P- Bancadas ditas evangélicas não podem significar uma ameaça ao Estado laico e ao regime republicano?

R-Como eu disse, anteriormente, sou contra qualquer tipo de bancada. No entanto, não vejo “uma ameaça ao Estado laico e ao Regime Republicano”. A questão aqui é ética e moral. O compromisso político tem que ser um compromisso com uma ética libertadora, objetivando construir uma democracia que alcance os marginalizados da nossa terra brasileira. A grande ameaça é a miséria, a corrupção e as desigualdades sociais.

P-Desarmamento é a preocupação nacional. A campanha das igrejas cristãs, através do CONIC, não pode ser vista como interferência religiosa em questões do Estado?

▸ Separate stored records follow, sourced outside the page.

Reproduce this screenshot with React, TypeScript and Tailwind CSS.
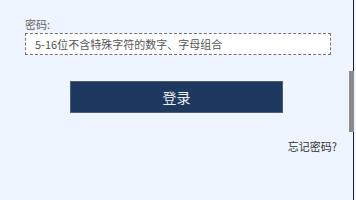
import React from "react";

export default function App() {
  return (
    <div
      className="relative h-[200px] w-[356px] overflow-hidden bg-[#eef5fe]"
      style={{ fontFamily: '"Noto Sans CJK SC", "Liberation Sans", sans-serif' }}
    >
      <div className="flex flex-col pt-[17px]">
        <label className="ml-[25px] text-[11px] leading-[14px] text-[#666]">密码:</label>
        <div className="ml-[25px] mt-[2px] flex h-[22px] w-[306px] items-center border border-dashed border-[#6f747c] bg-white pl-[9px]">
          <span className="text-[11px] leading-none text-[#555]">5-16位不含特殊字符的数字、字母组合</span>
        </div>
        <button className="ml-[70px] mt-[26px] h-[32px] w-[213px] border border-[#4d5f78] bg-[#1e395f] text-[14px] text-[#f0f0f0]">
          登录
        </button>
        <div className="mt-[26px] w-[337px] text-right text-[11px] leading-[14px] text-[#333]">忘记密码?</div>
      </div>
      {/* scrollbar */}
      <div className="absolute right-[2px] top-0 h-full w-px bg-[#222]" />
      <div className="absolute right-[2px] top-[71px] h-[61px] w-[5px] bg-[#8a8a8a]" />
    </div>
  );
}
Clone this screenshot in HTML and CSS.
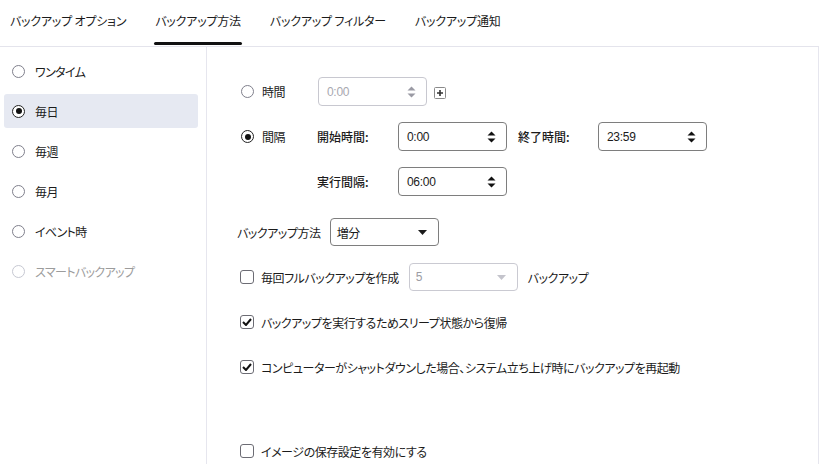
FILE: index.html
```html
<!DOCTYPE html>
<html lang="ja">
<head>
<meta charset="utf-8">
<link rel="stylesheet" href="styles.css">
</head>
<body>
<div class="app">
  <nav class="tabs">
    <div class="tab">バックアップ オプション</div>
    <div class="tab active">バックアップ方法</div>
    <div class="tab">バックアップ フィルター</div>
    <div class="tab">バックアップ通知</div>
  </nav>
  <div class="main">
    <aside class="sidebar">
      <div class="side-item"><span class="radio"></span><span>ワンタイム</span></div>
      <div class="side-item selected"><span class="radio on"></span><span>毎日</span></div>
      <div class="side-item"><span class="radio"></span><span>毎週</span></div>
      <div class="side-item"><span class="radio"></span><span>毎月</span></div>
      <div class="side-item"><span class="radio"></span><span>イベント時</span></div>
      <div class="side-item disabled"><span class="radio"></span><span>スマートバックアップ</span></div>
    </aside>
    <section class="content">
      <div class="row row-time">
        <div class="radio-label"><span class="radio"></span><span>時間</span></div>
        <div class="field disabled"><span class="val">0:00</span>
          <svg class="spin" width="9" height="12" viewBox="0 0 9 12"><path d="M4.5 0.5 L8.5 4.5 H0.5 Z M4.5 11.5 L8.5 7.5 H0.5 Z" fill="currentColor"/></svg>
        </div>
        <span class="plus">
          <svg width="12" height="12" viewBox="0 0 12 12"><rect x="0.5" y="0.5" width="11" height="11" rx="1" fill="#fff" stroke="#8a8a8a"/><path d="M6 3 V9 M3 6 H9" stroke="#333" stroke-width="1.6"/></svg>
        </span>
      </div>
      <div class="row row-interval">
        <div class="radio-label"><span class="radio on"></span><span>間隔</span></div>
        <span class="flabel">開始時間:</span>
        <div class="field"><span class="val">0:00</span>
          <svg class="spin" width="9" height="12" viewBox="0 0 9 12"><path d="M4.5 0.5 L8.5 4.5 H0.5 Z M4.5 11.5 L8.5 7.5 H0.5 Z" fill="currentColor"/></svg>
        </div>
        <span class="flabel end">終了時間:</span>
        <div class="field"><span class="val">23:59</span>
          <svg class="spin" width="9" height="12" viewBox="0 0 9 12"><path d="M4.5 0.5 L8.5 4.5 H0.5 Z M4.5 11.5 L8.5 7.5 H0.5 Z" fill="currentColor"/></svg>
        </div>
      </div>
      <div class="row row-every">
        <span class="flabel">実行間隔:</span>
        <div class="field"><span class="val">06:00</span>
          <svg class="spin" width="9" height="12" viewBox="0 0 9 12"><path d="M4.5 0.5 L8.5 4.5 H0.5 Z M4.5 11.5 L8.5 7.5 H0.5 Z" fill="currentColor"/></svg>
        </div>
      </div>
      <div class="row row-method">
        <span class="mlabel">バックアップ方法</span>
        <div class="select"><span class="val">増分</span>
          <svg class="caret" width="9" height="5" viewBox="0 0 9 5"><path d="M0 0 H9 L4.5 5 Z" fill="currentColor"/></svg>
        </div>
      </div>
      <div class="row row-full">
        <span class="check"></span>
        <span class="ctext">毎回フルバックアップを作成</span>
        <div class="select disabled"><span class="val">5</span>
          <svg class="caret" width="9" height="5" viewBox="0 0 9 5"><path d="M0 0 H9 L4.5 5 Z" fill="currentColor"/></svg>
        </div>
        <span class="after">バックアップ</span>
      </div>
      <div class="row row-c1">
        <span class="check on"><svg width="10" height="8" viewBox="0 0 10 8"><path d="M1 4 L4 7 L9 1" fill="none" stroke="#111" stroke-width="2"/></svg></span>
        <span class="ctext">バックアップを実行するためスリープ状態から復帰</span>
      </div>
      <div class="row row-c2">
        <span class="check on"><svg width="10" height="8" viewBox="0 0 10 8"><path d="M1 4 L4 7 L9 1" fill="none" stroke="#111" stroke-width="2"/></svg></span>
        <span class="ctext">コンピューターがシャットダウンした場合、システム立ち上げ時にバックアップを再起動</span>
      </div>
      <div class="row row-c3">
        <span class="check"></span>
        <span class="ctext">イメージの保存設定を有効にする</span>
      </div>
    </section>
  </div>
</div>
</body>
</html>
```

FILE: styles.css
```css
html, body {
  margin: 0;
  padding: 0;
  background: #fff;
}
body {
  font-family: "Noto Sans CJK JP", "Noto Sans", sans-serif;
  font-size: 12px;
  font-feature-settings: "palt";
  color: #1b1b1b;
  width: 819px;
  height: 464px;
  overflow: hidden;
}
.app {
  display: flex;
  flex-direction: column;
  height: 464px;
}
.tabs {
  display: flex;
  gap: 29px;
  padding-left: 10px;
  height: 46px;
  border-bottom: 1px solid #e4e4ec;
  box-sizing: content-box;
}
.tab {
  position: relative;
  line-height: 42px;
  height: 46px;
  font-size: 12px;
  letter-spacing: -0.2px;
  white-space: nowrap;
}
.tab.active::after {
  content: "";
  position: absolute;
  left: -1px;
  right: -1px;
  bottom: 1px;
  height: 3px;
  border-radius: 2px;
  background: #111;
}
.main {
  flex: 1;
  display: flex;
}
.sidebar {
  width: 207px;
  border-right: 1px solid #e6e6ee;
  padding-top: 7px;
  display: flex;
  flex-direction: column;
  gap: 6px;
  box-sizing: border-box;
}
.side-item {
  margin-left: 4px;
  width: 194px;
  height: 34px;
  display: flex;
  align-items: center;
  padding-left: 8px;
  gap: 10px;
  box-sizing: border-box;
  border-radius: 3px;
  font-size: 12px;
  letter-spacing: -0.6px;
}
.side-item.selected {
  background: #e6e9f2;
}
.side-item.disabled {
  color: #9c9c9c;
}
.radio {
  width: 13px;
  height: 13px;
  border: 1px solid #80808c;
  border-radius: 50%;
  box-sizing: border-box;
  background: #fff;
  flex: none;
  position: relative;
}
.side-item.disabled .radio {
  border-color: #c6c8d2;
}
.radio.on {
  border-color: #222;
}
.radio.on::after {
  content: "";
  position: absolute;
  left: 2.5px;
  top: 2.5px;
  width: 6px;
  height: 6px;
  border-radius: 50%;
  background: #111;
}
.content {
  flex: 1;
  border-right: 1px solid #e6e6ee;
  padding-left: 30px;
  padding-top: 30px;
  display: flex;
  flex-direction: column;
  box-sizing: border-box;
}
.row {
  display: flex;
  align-items: center;
  height: 29px;
  white-space: nowrap;
  font-size: 12px;
  letter-spacing: -0.45px;
}
.radio-label {
  display: flex;
  align-items: center;
  gap: 8px;
  width: 80px;
  padding-left: 4px;
  box-sizing: border-box;
}
.row-time .radio-label { width: 81px; }
.row-interval { margin-top: 16px; }
.row-every { margin-top: 16px; padding-left: 80px; }
.row-method { margin-top: 22px; height: 28px; }
.row-full { margin-top: 17px; height: 28px; }
.row-c1 { margin-top: 17px; height: 28px; }
.row-c2 { margin-top: 17px; height: 28px; }
.row-c3 { margin-top: 56px; height: 28px; }

.flabel {
  width: 81px;
  font-weight: 500;
  letter-spacing: 0;
}
.flabel.end {
  margin-left: 11px;
  width: 80px;
}
.field, .select {
  width: 109px;
  height: 29px;
  border: 1px solid #7e7e7e;
  border-radius: 4px;
  box-sizing: border-box;
  display: flex;
  align-items: center;
  justify-content: space-between;
  padding: 0 10px 0 8px;
  color: #1b1b1b;
  font-size: 12px;
  letter-spacing: -0.3px;
  font-family: "Liberation Sans", "Noto Sans CJK JP", sans-serif;
}
.field.disabled {
  border-color: #c8c8d0;
  color: #a8a8b0;
}
.field.disabled .spin { color: #9a9aa4; }
.spin { color: #111; }
.plus {
  margin-left: 7px;
  display: flex;
  margin-top: 2px;
}
.mlabel {
  margin-right: 9px;
}
.select {
  height: 28px;
  padding: 0 11px 0 6px;
}
.select .val {
  font-family: "Noto Sans CJK JP", sans-serif;
  font-size: 12px;
}
.select.disabled {
  border-color: #cacad2;
  color: #9c9ca4;
}
.select.disabled .val {
  font-family: "Liberation Sans", sans-serif;
}
.select.disabled .caret { color: #c4c4cc; }
.check {
  width: 14px;
  height: 14px;
  border: 1px solid #6c6c74;
  border-radius: 3px;
  box-sizing: border-box;
  margin-left: 3px;
  display: flex;
  align-items: center;
  justify-content: center;
  flex: none;
  background: #fff;
}
.ctext {
  margin-left: 7px;
}
.row-full .select {
  margin-left: 10px;
}
.after {
  margin-left: 10px;
}
```
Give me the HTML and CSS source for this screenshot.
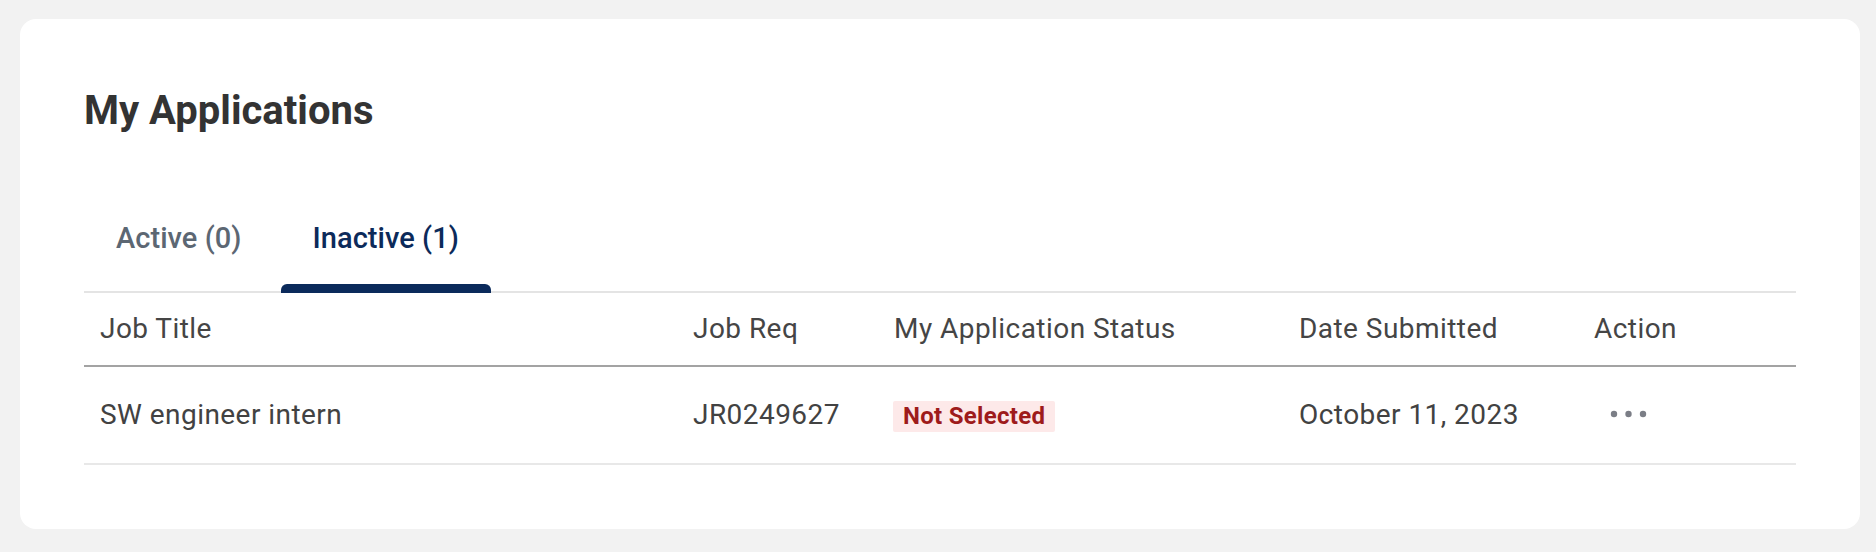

R-Temos que convir que o grande desafio objetivando a construção madura da democracia brasileira é, na verdade, a participação popular e a presença pro-ativa dos movimentos sociais nas grandes questões brasileiras. O programa do desarmamento não é do CONIC e, sim, do Governo Federal, por meio do Ministério da Justiça. Nessa linha, o CONIC entra como parceiro, especialmente, aproveitando dois momentos significativos na pauta nacional e internacional: “Década para superar a Violência” e a Campanha da Fraternidade Ecumênica-2005 que tem como tema: “Solidariedade e Paz” à luz do lema: “Felizes os que promovem a paz”. Não há interferência em questões do Estado. Estamos juntos numa questão que é da mais alta importância superar a violência. Nessa perspectiva, as igrejas têm uma excelente contribuição a ser dada: construir uma cultura de paz. Solidariedade requer redes e a paz não é construção individual, nem um projeto exclusivo das Igrejas. Por isso, o objetivo da Campanha da Fraternidade Ecumênica-2005 sinaliza: “unir Igrejas cristãs e pessoas de boa vontade na superação da violência, promovendo a solidariedade e a construção de uma cultura de paz”. Por fim, é bom ressaltar o seguinte: compete ao Estado promover a segurança do cidadão e da cidadã, bem como desarmar os bandidos.